◆ Your instructions
Return all of the entries word for word, but omit the pictures they contain.

Code that builds pages
## Begin
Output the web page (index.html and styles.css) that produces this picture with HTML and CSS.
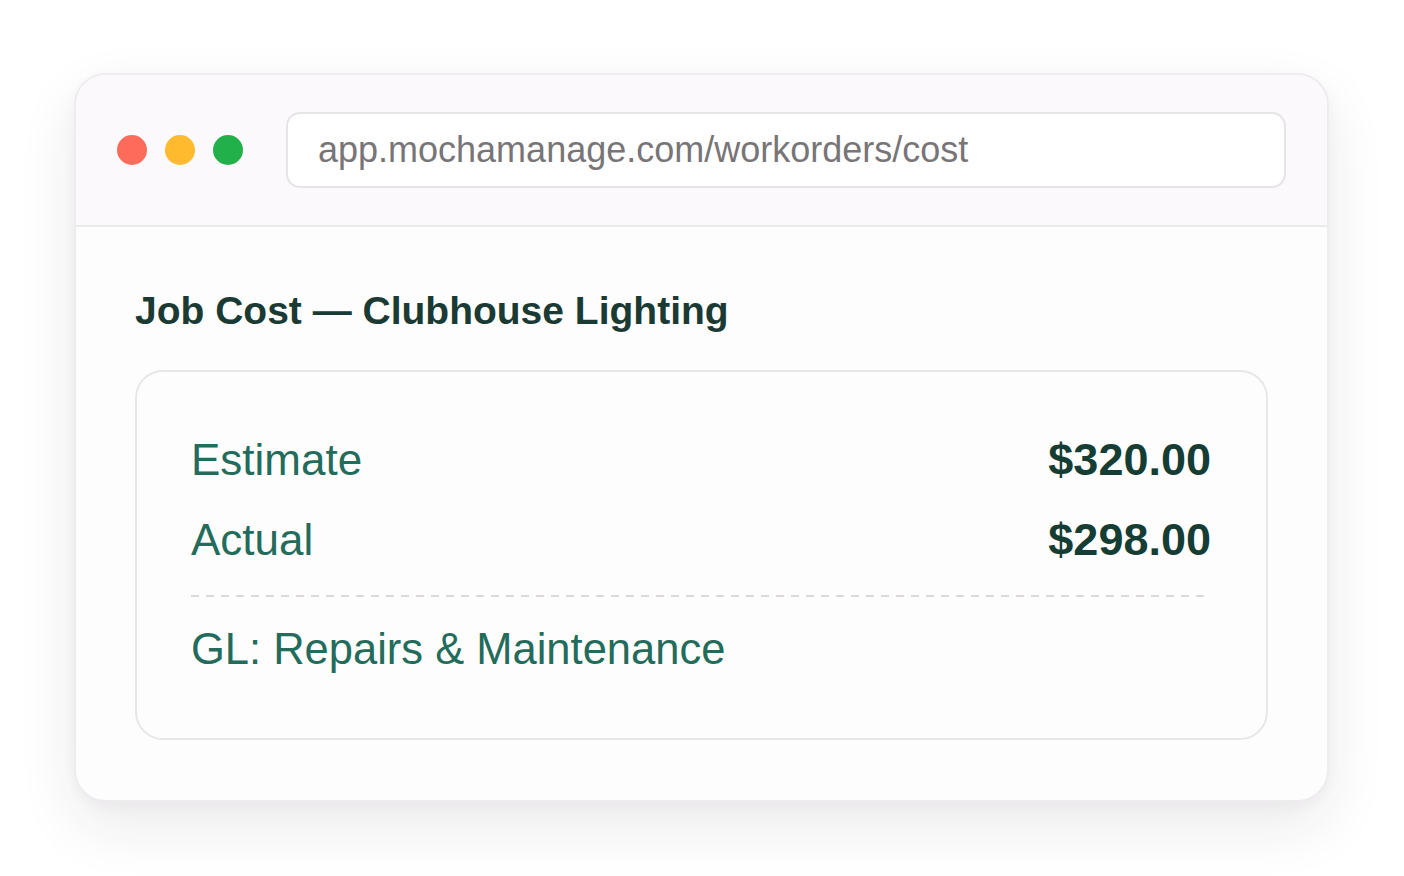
FILE: index.html
```html
<!DOCTYPE html>
<html lang="en">
<head>
<meta charset="utf-8">
<title>Job Cost</title>
<link rel="stylesheet" href="styles.css">
</head>
<body>
<div class="window">
  <div class="chrome">
    <div class="dots">
      <span class="dot red"></span>
      <span class="dot yellow"></span>
      <span class="dot green"></span>
    </div>
    <div class="url">app.mochamanage.com/workorders/cost</div>
  </div>
  <div class="content">
    <h1 class="title">Job Cost — Clubhouse Lighting</h1>
    <div class="card">
      <div class="row">
        <span class="label">Estimate</span>
        <span class="amount">$320.00</span>
      </div>
      <div class="row">
        <span class="label">Actual</span>
        <span class="amount">$298.00</span>
      </div>
      <div class="divider"></div>
      <div class="row">
        <span class="label gl">GL: Repairs &amp; Maintenance</span>
      </div>
    </div>
  </div>
</div>
</body>
</html>
```
FILE: styles.css
```css
* { box-sizing: border-box; }
html, body { margin: 0; background: #ffffff; }
body {
  font-family: "Liberation Sans", Arial, sans-serif;
  padding: 73px 75px 75px 74px;
}
.window {
  width: 1255px;
  border: 2px solid #eeecef;
  border-radius: 32px;
  background: #fefdfe;
  box-shadow: 0 24px 60px rgba(40, 30, 40, 0.09), 0 4px 14px rgba(40, 30, 40, 0.04);
  overflow: hidden;
}
.chrome {
  height: 152px;
  background: #fbf9fb;
  border-bottom: 2px solid #ebe9ec;
  display: flex;
  align-items: center;
  padding: 0 41px;
}
.dots { display: flex; gap: 18px; }
.dot { width: 30px; height: 30px; border-radius: 50%; display: block; }
.red { background: #ff6b5a; }
.yellow { background: #ffba2d; }
.green { background: #22b04a; }
.url {
  margin-left: 43px;
  flex: 1;
  height: 76px;
  border: 2px solid #e6e4e7;
  border-radius: 14px;
  background: #ffffff;
  display: flex;
  align-items: center;
  padding-left: 30px;
  font-size: 36px;
  color: #777577;
}
.content {
  padding: 61px 59px 60px 59px;
}
.title {
  margin: 0 0 35px 0;
  font-size: 39px;
  line-height: 1.2;
  font-weight: 700;
  color: #1b3a33;
}
.card {
  border: 2px solid #e8e6e9;
  border-radius: 28px;
  background: #fefdfe;
  padding: 63px 55px 64px 54px;
}
.row {
  display: flex;
  justify-content: space-between;
  align-items: center;
  font-size: 44px;
  line-height: 50px;
  height: 50px;
}
.row + .row { margin-top: 30px; }
.label { color: #236b5a; }
.gl { font-size: 43.5px; }
.amount { color: #163d34; font-weight: 700; font-size: 45px; }
.divider {
  margin: 30px 0 27px 0;
  height: 2px;
  background: repeating-linear-gradient(to right, #dcd8db 0, #dcd8db 8px, transparent 8px, transparent 15px);
}
```
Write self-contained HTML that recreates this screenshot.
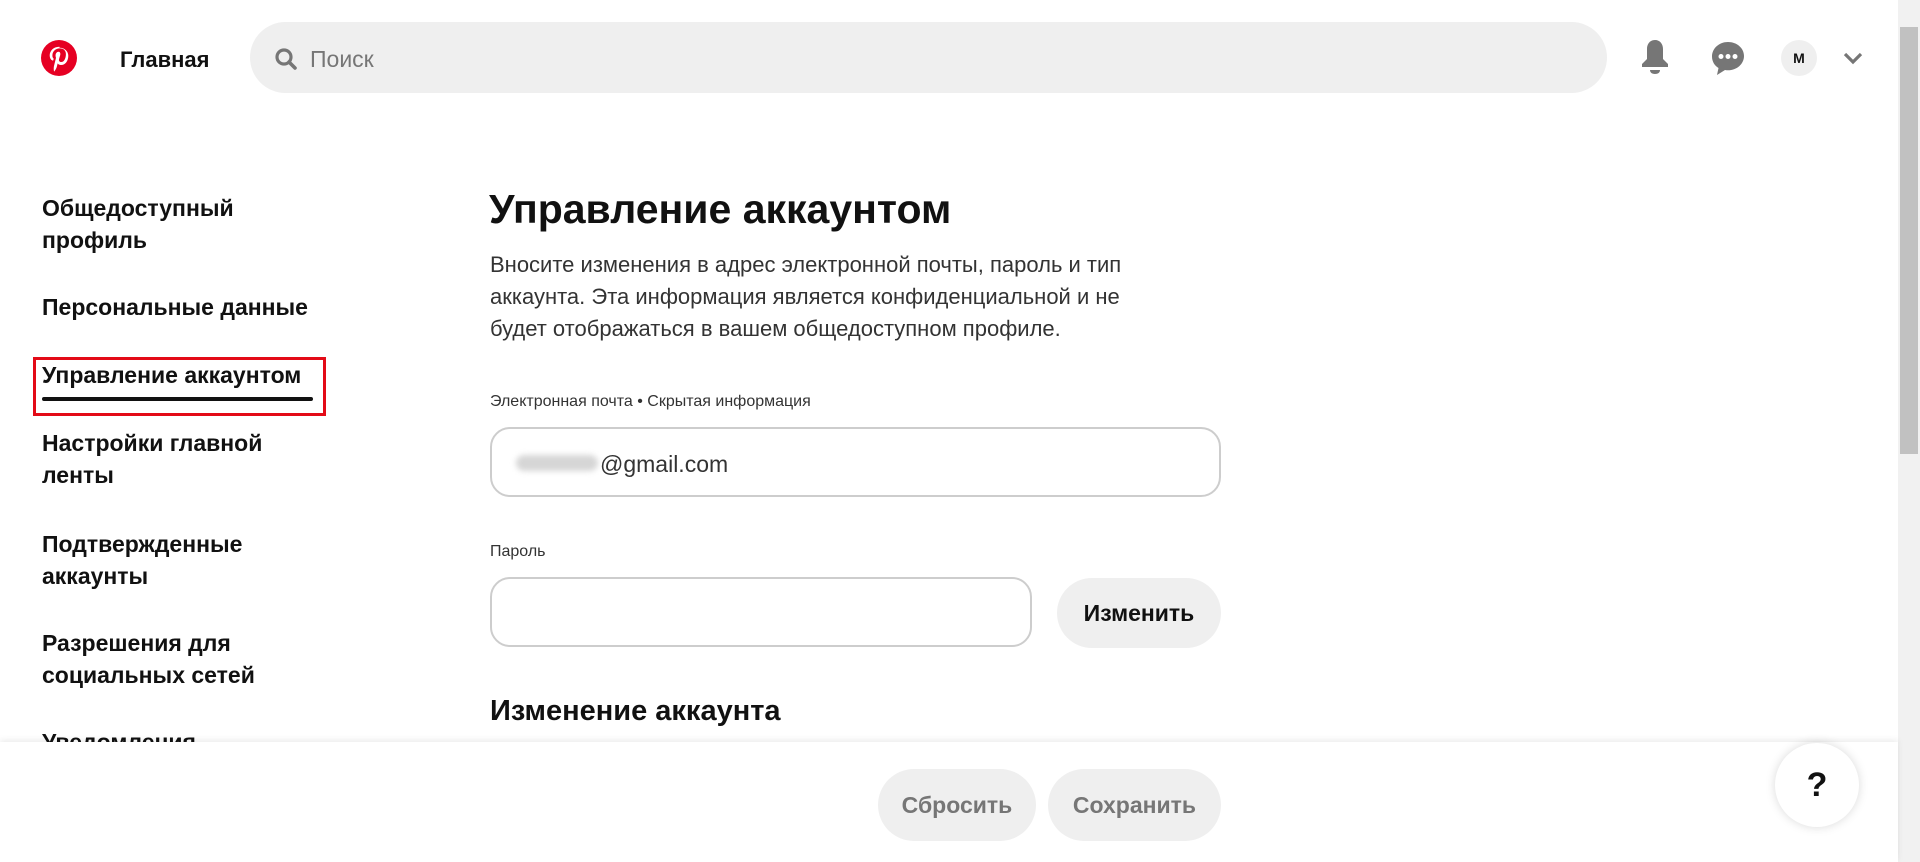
## End
◆ Answer in full
Output the web page (index.html and styles.css) that produces this picture with HTML and CSS.
FILE: index.html
```html
<!DOCTYPE html>
<html lang="en">
<head>
<meta charset="utf-8">
<title>Job Cost</title>
<link rel="stylesheet" href="styles.css">
</head>
<body>
<div class="window">
  <div class="chrome">
    <div class="dots">
      <span class="dot red"></span>
      <span class="dot yellow"></span>
      <span class="dot green"></span>
    </div>
    <div class="url">app.mochamanage.com/workorders/cost</div>
  </div>
  <div class="content">
    <h1 class="title">Job Cost — Clubhouse Lighting</h1>
    <div class="card">
      <div class="row">
        <span class="label">Estimate</span>
        <span class="amount">$320.00</span>
      </div>
      <div class="row">
        <span class="label">Actual</span>
        <span class="amount">$298.00</span>
      </div>
      <div class="divider"></div>
      <div class="row">
        <span class="label gl">GL: Repairs &amp; Maintenance</span>
      </div>
    </div>
  </div>
</div>
</body>
</html>
```
FILE: styles.css
```css
* { box-sizing: border-box; }
html, body { margin: 0; background: #ffffff; }
body {
  font-family: "Liberation Sans", Arial, sans-serif;
  padding: 73px 75px 75px 74px;
}
.window {
  width: 1255px;
  border: 2px solid #eeecef;
  border-radius: 32px;
  background: #fefdfe;
  box-shadow: 0 24px 60px rgba(40, 30, 40, 0.09), 0 4px 14px rgba(40, 30, 40, 0.04);
  overflow: hidden;
}
.chrome {
  height: 152px;
  background: #fbf9fb;
  border-bottom: 2px solid #ebe9ec;
  display: flex;
  align-items: center;
  padding: 0 41px;
}
.dots { display: flex; gap: 18px; }
.dot { width: 30px; height: 30px; border-radius: 50%; display: block; }
.red { background: #ff6b5a; }
.yellow { background: #ffba2d; }
.green { background: #22b04a; }
.url {
  margin-left: 43px;
  flex: 1;
  height: 76px;
  border: 2px solid #e6e4e7;
  border-radius: 14px;
  background: #ffffff;
  display: flex;
  align-items: center;
  padding-left: 30px;
  font-size: 36px;
  color: #777577;
}
.content {
  padding: 61px 59px 60px 59px;
}
.title {
  margin: 0 0 35px 0;
  font-size: 39px;
  line-height: 1.2;
  font-weight: 700;
  color: #1b3a33;
}
.card {
  border: 2px solid #e8e6e9;
  border-radius: 28px;
  background: #fefdfe;
  padding: 63px 55px 64px 54px;
}
.row {
  display: flex;
  justify-content: space-between;
  align-items: center;
  font-size: 44px;
  line-height: 50px;
  height: 50px;
}
.row + .row { margin-top: 30px; }
.label { color: #236b5a; }
.gl { font-size: 43.5px; }
.amount { color: #163d34; font-weight: 700; font-size: 45px; }
.divider {
  margin: 30px 0 27px 0;
  height: 2px;
  background: repeating-linear-gradient(to right, #dcd8db 0, #dcd8db 8px, transparent 8px, transparent 15px);
}
```
Write self-contained HTML that recreates this screenshot.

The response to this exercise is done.